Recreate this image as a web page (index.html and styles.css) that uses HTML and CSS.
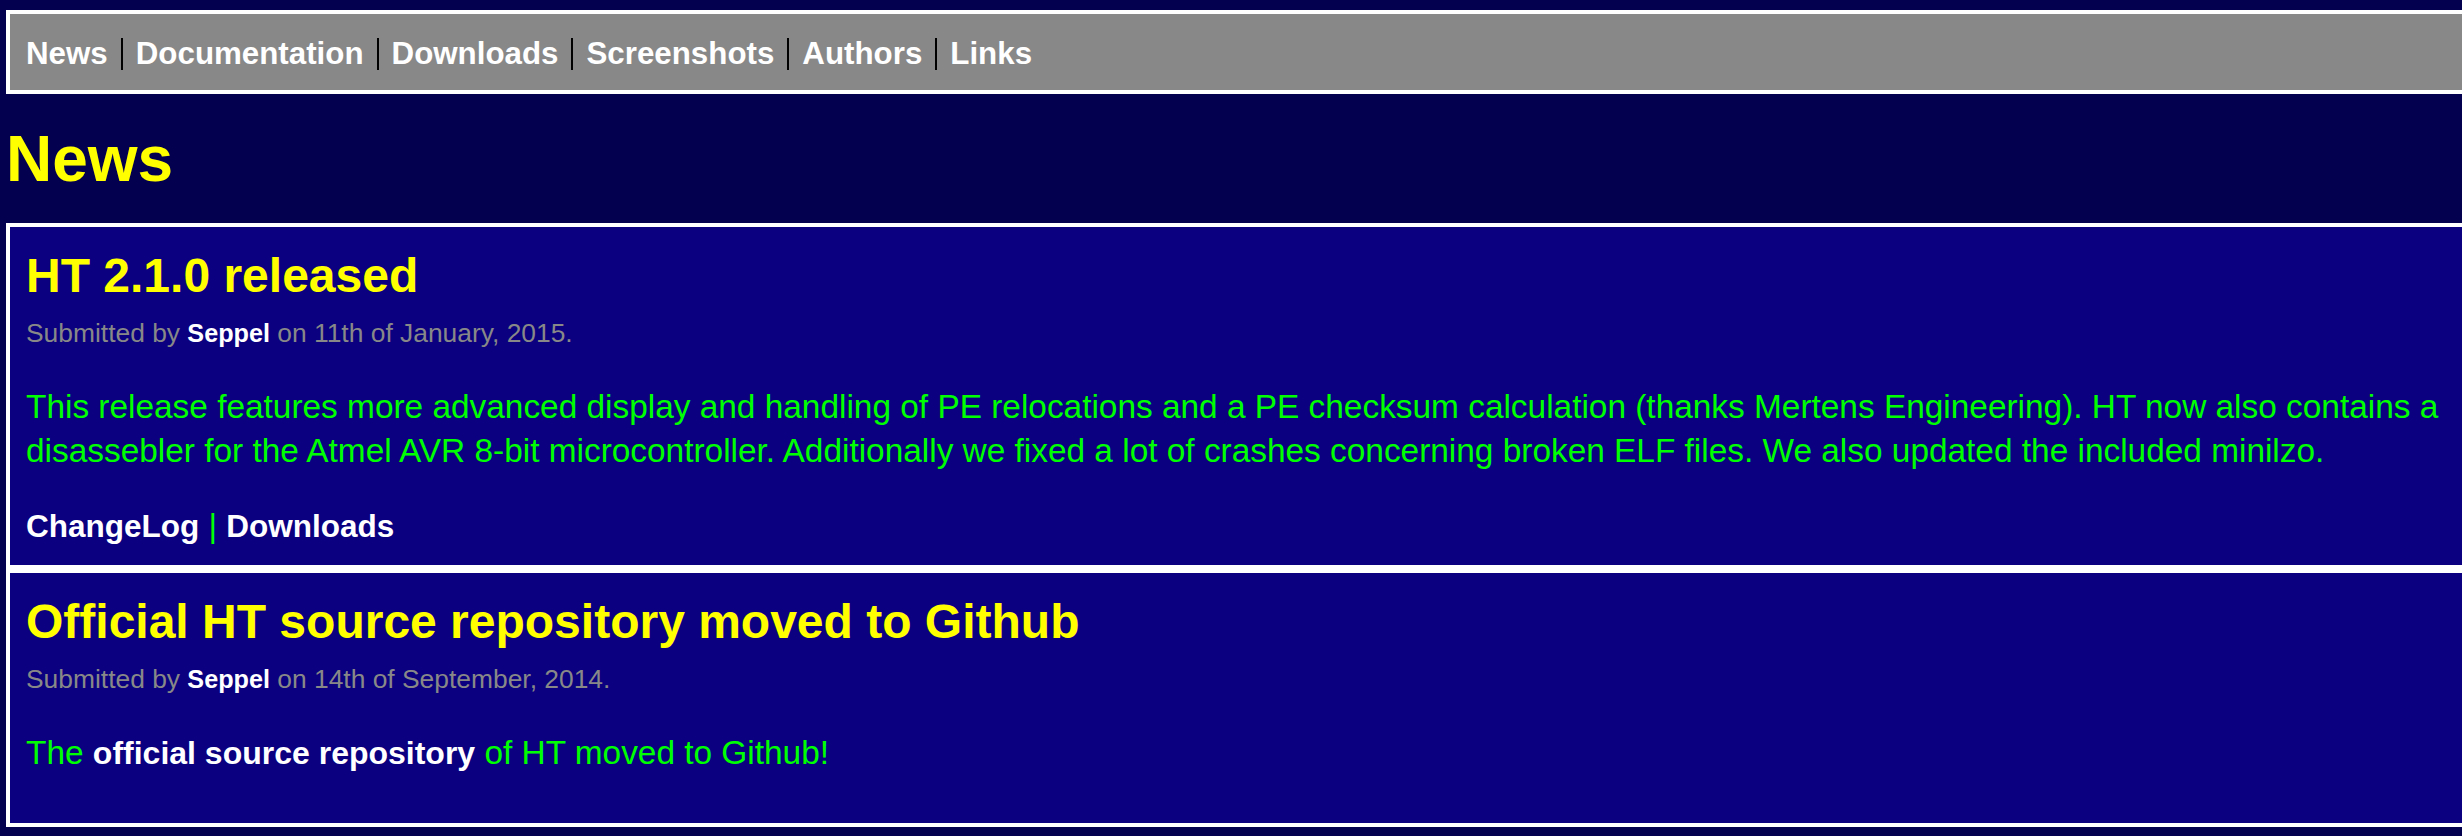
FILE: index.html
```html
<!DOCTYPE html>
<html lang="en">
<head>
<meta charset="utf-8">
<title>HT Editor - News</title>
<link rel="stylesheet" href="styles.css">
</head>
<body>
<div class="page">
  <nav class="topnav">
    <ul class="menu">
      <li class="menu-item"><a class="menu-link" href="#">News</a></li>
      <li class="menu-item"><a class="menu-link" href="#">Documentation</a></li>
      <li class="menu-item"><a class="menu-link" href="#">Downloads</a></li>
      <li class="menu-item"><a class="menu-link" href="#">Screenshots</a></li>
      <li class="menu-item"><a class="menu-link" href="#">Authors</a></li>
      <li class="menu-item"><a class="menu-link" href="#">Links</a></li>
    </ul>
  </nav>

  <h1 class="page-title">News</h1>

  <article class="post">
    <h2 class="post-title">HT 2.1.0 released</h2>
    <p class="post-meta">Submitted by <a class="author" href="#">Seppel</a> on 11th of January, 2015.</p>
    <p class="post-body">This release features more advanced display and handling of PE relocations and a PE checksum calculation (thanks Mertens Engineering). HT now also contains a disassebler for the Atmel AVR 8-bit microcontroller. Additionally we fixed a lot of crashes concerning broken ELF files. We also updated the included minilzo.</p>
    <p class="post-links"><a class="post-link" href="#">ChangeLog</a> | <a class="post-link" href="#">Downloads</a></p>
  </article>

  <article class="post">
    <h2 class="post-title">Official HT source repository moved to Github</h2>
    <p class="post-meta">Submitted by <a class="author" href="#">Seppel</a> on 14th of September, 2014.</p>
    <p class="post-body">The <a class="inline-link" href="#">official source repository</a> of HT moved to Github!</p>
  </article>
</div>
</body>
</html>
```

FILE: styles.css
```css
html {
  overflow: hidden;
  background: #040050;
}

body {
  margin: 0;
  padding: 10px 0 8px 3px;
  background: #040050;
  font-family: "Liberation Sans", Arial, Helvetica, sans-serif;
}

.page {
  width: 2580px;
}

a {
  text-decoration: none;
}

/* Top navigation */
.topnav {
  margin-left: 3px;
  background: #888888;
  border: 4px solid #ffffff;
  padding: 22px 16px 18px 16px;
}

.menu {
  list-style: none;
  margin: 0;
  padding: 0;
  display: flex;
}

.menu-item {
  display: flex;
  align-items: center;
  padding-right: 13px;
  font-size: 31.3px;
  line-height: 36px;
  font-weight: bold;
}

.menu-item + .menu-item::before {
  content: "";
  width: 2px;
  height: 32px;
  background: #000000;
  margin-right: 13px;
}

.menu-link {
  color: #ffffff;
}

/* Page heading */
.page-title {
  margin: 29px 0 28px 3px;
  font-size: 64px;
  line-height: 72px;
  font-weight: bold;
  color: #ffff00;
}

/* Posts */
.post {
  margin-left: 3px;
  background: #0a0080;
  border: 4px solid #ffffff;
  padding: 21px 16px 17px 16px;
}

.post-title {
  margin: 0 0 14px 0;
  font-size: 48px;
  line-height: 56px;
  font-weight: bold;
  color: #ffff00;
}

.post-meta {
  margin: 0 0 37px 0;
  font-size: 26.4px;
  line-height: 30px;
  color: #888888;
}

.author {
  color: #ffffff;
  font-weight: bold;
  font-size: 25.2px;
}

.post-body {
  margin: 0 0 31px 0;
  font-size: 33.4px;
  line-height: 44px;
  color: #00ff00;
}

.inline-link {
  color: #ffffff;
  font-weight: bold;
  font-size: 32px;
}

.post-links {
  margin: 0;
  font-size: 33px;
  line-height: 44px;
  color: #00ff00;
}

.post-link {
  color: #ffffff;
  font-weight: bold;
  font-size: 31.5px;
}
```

[What is being asked]: Keep the pictures out of the copy and write out the data exactly as it stands.

[Correct answer]:
Recreate this image as a web page (index.html and styles.css) that uses HTML and CSS.
FILE: index.html
```html
<!DOCTYPE html>
<html lang="en">
<head>
<meta charset="utf-8">
<title>HT Editor - News</title>
<link rel="stylesheet" href="styles.css">
</head>
<body>
<div class="page">
  <nav class="topnav">
    <ul class="menu">
      <li class="menu-item"><a class="menu-link" href="#">News</a></li>
      <li class="menu-item"><a class="menu-link" href="#">Documentation</a></li>
      <li class="menu-item"><a class="menu-link" href="#">Downloads</a></li>
      <li class="menu-item"><a class="menu-link" href="#">Screenshots</a></li>
      <li class="menu-item"><a class="menu-link" href="#">Authors</a></li>
      <li class="menu-item"><a class="menu-link" href="#">Links</a></li>
    </ul>
  </nav>

  <h1 class="page-title">News</h1>

  <article class="post">
    <h2 class="post-title">HT 2.1.0 released</h2>
    <p class="post-meta">Submitted by <a class="author" href="#">Seppel</a> on 11th of January, 2015.</p>
    <p class="post-body">This release features more advanced display and handling of PE relocations and a PE checksum calculation (thanks Mertens Engineering). HT now also contains a disassebler for the Atmel AVR 8-bit microcontroller. Additionally we fixed a lot of crashes concerning broken ELF files. We also updated the included minilzo.</p>
    <p class="post-links"><a class="post-link" href="#">ChangeLog</a> | <a class="post-link" href="#">Downloads</a></p>
  </article>

  <article class="post">
    <h2 class="post-title">Official HT source repository moved to Github</h2>
    <p class="post-meta">Submitted by <a class="author" href="#">Seppel</a> on 14th of September, 2014.</p>
    <p class="post-body">The <a class="inline-link" href="#">official source repository</a> of HT moved to Github!</p>
  </article>
</div>
</body>
</html>
```

FILE: styles.css
```css
html {
  overflow: hidden;
  background: #040050;
}

body {
  margin: 0;
  padding: 10px 0 8px 3px;
  background: #040050;
  font-family: "Liberation Sans", Arial, Helvetica, sans-serif;
}

.page {
  width: 2580px;
}

a {
  text-decoration: none;
}

/* Top navigation */
.topnav {
  margin-left: 3px;
  background: #888888;
  border: 4px solid #ffffff;
  padding: 22px 16px 18px 16px;
}

.menu {
  list-style: none;
  margin: 0;
  padding: 0;
  display: flex;
}

.menu-item {
  display: flex;
  align-items: center;
  padding-right: 13px;
  font-size: 31.3px;
  line-height: 36px;
  font-weight: bold;
}

.menu-item + .menu-item::before {
  content: "";
  width: 2px;
  height: 32px;
  background: #000000;
  margin-right: 13px;
}

.menu-link {
  color: #ffffff;
}

/* Page heading */
.page-title {
  margin: 29px 0 28px 3px;
  font-size: 64px;
  line-height: 72px;
  font-weight: bold;
  color: #ffff00;
}

/* Posts */
.post {
  margin-left: 3px;
  background: #0a0080;
  border: 4px solid #ffffff;
  padding: 21px 16px 17px 16px;
}

.post-title {
  margin: 0 0 14px 0;
  font-size: 48px;
  line-height: 56px;
  font-weight: bold;
  color: #ffff00;
}

.post-meta {
  margin: 0 0 37px 0;
  font-size: 26.4px;
  line-height: 30px;
  color: #888888;
}

.author {
  color: #ffffff;
  font-weight: bold;
  font-size: 25.2px;
}

.post-body {
  margin: 0 0 31px 0;
  font-size: 33.4px;
  line-height: 44px;
  color: #00ff00;
}

.inline-link {
  color: #ffffff;
  font-weight: bold;
  font-size: 32px;
}

.post-links {
  margin: 0;
  font-size: 33px;
  line-height: 44px;
  color: #00ff00;
}

.post-link {
  color: #ffffff;
  font-weight: bold;
  font-size: 31.5px;
}
```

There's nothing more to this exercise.